▸ **Given request**:
Scan the lines below for the word "image". Copy each line you find it in.

--------

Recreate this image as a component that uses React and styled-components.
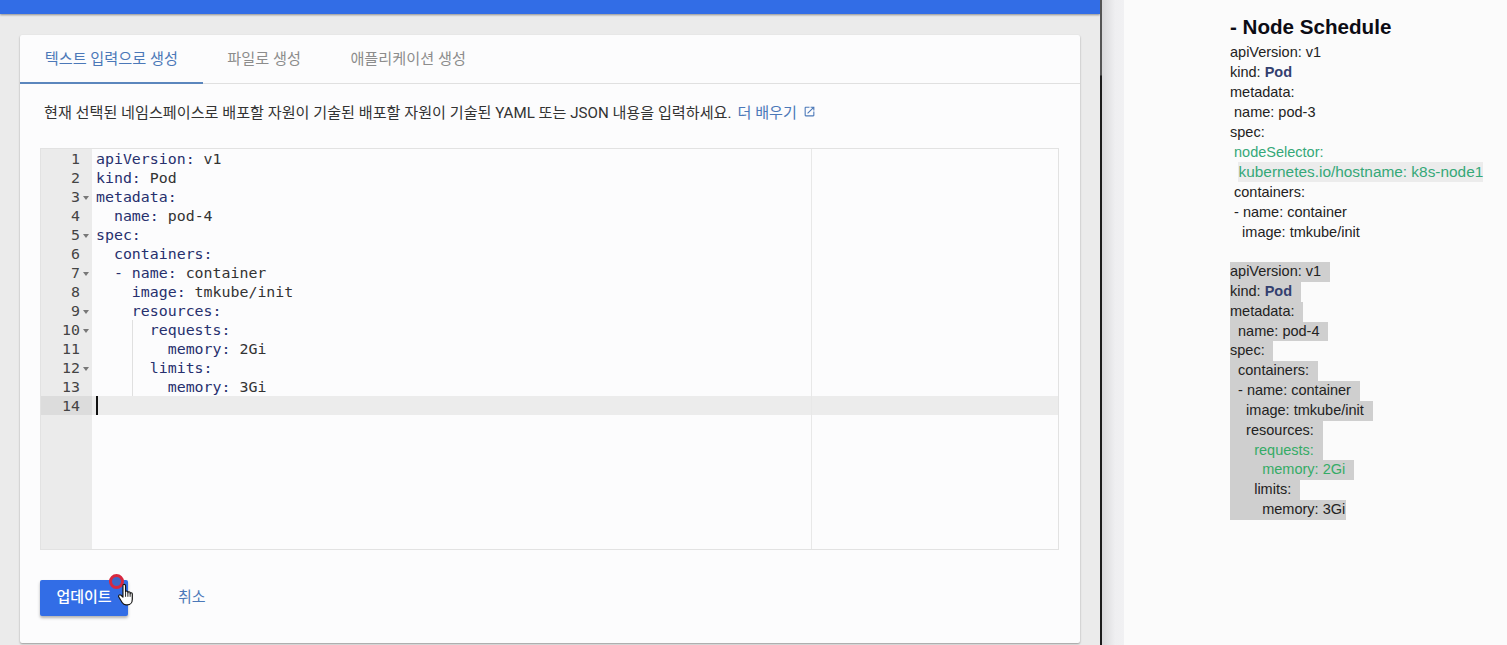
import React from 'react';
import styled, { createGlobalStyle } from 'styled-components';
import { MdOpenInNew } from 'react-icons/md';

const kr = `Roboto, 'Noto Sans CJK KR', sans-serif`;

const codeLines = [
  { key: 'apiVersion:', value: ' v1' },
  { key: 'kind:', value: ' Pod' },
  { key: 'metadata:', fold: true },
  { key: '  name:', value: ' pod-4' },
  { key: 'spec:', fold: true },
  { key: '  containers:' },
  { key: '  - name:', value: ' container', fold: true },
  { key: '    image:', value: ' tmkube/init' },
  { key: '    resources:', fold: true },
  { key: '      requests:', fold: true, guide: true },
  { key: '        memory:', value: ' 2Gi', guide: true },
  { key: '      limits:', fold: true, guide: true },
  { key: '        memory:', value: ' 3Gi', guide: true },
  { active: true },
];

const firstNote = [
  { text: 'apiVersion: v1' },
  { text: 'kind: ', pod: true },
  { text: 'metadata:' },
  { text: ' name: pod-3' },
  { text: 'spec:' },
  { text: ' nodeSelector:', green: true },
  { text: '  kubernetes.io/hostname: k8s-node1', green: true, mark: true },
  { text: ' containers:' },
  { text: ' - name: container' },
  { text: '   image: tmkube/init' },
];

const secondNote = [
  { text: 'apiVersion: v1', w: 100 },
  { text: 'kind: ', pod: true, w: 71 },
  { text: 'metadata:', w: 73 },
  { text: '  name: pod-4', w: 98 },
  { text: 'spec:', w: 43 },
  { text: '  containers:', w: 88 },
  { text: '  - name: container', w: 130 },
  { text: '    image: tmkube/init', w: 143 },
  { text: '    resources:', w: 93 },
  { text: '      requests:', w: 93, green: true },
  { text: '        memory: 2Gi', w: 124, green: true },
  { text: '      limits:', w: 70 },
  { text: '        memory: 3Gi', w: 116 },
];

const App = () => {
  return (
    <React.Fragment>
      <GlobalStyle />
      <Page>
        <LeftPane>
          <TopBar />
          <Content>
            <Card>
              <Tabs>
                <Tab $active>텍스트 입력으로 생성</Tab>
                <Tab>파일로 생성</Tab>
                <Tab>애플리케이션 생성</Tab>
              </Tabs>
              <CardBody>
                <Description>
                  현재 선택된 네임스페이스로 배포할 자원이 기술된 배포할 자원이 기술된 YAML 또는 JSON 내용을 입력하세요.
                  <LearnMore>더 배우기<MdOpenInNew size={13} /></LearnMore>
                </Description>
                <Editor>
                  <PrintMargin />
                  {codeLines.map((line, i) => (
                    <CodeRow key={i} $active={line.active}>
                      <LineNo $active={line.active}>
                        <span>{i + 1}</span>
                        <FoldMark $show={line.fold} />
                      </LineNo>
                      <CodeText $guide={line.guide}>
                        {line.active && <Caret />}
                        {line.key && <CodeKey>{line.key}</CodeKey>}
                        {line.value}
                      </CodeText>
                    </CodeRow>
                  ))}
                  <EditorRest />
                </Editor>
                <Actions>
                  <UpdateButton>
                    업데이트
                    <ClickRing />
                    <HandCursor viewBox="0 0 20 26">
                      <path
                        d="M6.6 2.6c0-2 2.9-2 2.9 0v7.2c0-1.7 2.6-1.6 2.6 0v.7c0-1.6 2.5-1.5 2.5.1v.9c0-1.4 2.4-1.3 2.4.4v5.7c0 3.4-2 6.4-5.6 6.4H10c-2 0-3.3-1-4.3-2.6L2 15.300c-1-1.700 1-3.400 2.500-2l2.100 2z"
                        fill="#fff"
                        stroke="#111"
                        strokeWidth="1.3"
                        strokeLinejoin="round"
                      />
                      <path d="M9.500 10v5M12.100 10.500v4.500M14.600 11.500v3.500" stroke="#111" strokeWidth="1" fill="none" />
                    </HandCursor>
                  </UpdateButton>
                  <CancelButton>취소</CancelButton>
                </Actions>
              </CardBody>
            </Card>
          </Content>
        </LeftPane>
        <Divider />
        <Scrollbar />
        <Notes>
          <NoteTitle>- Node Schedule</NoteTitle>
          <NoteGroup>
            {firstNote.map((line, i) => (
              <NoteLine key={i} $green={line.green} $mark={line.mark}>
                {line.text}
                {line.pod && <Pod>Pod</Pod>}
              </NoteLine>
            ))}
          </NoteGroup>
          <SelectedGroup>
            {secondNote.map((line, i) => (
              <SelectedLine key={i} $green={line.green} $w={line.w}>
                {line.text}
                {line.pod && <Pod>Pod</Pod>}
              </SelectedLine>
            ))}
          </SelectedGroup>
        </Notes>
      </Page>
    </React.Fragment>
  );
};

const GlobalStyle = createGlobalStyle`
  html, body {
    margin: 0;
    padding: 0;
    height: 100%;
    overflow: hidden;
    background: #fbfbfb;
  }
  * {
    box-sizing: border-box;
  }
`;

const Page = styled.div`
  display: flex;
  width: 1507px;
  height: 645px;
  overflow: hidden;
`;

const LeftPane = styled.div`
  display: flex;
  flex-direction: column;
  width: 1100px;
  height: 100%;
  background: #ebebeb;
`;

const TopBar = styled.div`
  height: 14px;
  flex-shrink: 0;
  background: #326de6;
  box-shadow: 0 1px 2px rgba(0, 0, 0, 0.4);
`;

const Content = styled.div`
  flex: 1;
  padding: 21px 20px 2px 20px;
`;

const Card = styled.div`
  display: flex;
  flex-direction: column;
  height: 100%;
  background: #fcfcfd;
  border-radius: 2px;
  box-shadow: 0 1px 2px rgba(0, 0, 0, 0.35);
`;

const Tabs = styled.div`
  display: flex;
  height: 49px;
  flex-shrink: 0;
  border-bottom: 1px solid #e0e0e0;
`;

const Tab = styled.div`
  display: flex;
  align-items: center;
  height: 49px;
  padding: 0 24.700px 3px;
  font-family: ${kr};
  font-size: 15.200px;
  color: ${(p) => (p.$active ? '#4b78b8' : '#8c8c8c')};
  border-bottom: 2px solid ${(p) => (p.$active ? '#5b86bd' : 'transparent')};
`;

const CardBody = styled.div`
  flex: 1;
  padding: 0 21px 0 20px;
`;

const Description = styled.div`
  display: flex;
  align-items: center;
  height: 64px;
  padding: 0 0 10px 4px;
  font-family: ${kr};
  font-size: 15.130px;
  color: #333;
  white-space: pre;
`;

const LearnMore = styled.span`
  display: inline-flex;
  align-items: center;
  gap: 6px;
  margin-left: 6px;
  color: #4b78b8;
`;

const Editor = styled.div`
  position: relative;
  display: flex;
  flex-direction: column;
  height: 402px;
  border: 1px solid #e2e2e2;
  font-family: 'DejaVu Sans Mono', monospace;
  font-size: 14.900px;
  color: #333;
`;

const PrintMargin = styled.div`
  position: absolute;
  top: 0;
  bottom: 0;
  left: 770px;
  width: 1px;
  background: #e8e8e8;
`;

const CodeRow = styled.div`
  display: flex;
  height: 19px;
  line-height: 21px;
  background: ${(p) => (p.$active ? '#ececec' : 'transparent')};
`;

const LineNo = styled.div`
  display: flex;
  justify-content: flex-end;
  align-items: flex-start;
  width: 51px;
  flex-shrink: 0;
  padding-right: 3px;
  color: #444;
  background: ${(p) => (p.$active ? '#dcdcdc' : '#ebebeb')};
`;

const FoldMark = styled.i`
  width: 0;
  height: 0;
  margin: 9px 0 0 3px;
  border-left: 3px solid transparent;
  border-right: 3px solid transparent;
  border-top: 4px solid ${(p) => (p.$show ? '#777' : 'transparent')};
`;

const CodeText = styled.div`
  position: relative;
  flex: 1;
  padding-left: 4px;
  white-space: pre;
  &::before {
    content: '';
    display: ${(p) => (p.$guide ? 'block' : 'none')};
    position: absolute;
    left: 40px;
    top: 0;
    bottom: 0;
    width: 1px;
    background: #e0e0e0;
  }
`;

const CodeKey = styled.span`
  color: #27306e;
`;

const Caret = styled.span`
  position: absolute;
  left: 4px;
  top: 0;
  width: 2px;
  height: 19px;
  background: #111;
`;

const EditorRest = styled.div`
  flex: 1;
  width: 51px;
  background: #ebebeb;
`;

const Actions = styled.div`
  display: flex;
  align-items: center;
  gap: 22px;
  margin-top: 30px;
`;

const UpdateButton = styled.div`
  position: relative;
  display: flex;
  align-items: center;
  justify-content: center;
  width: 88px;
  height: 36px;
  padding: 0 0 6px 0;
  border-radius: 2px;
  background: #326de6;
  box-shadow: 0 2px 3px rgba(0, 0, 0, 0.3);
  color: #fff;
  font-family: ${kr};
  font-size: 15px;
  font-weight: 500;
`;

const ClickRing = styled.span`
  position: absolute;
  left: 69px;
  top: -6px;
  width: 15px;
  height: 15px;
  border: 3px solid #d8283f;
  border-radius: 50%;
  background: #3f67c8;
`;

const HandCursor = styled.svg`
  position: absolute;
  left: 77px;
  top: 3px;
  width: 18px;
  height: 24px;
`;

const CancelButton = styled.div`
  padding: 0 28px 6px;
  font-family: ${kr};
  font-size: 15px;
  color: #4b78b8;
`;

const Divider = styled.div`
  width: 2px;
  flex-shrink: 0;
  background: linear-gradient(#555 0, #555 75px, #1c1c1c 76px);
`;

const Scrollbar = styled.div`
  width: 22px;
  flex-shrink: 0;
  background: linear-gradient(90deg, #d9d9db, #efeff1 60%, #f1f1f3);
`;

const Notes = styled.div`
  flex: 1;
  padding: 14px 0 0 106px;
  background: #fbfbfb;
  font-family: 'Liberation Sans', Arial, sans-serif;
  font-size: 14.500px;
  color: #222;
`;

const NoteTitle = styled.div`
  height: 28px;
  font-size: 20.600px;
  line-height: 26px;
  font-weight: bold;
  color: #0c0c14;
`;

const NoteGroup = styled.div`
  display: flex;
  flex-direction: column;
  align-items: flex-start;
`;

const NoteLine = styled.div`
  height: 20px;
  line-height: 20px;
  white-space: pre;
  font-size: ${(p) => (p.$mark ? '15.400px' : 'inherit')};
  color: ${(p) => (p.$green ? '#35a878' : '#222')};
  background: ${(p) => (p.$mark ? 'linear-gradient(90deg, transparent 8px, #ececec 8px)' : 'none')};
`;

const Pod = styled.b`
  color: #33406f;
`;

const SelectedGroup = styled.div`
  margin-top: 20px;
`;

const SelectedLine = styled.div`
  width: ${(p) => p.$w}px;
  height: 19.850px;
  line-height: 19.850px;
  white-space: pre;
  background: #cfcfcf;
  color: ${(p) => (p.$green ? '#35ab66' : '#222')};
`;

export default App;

--------

▸ **Completed exercise**:
Recreate this image as a component that uses React and styled-components.
  { key: '    image:', value: ' tmkube/init' },
  { text: '   image: tmkube/init' },
  { text: '    image: tmkube/init', w: 143 },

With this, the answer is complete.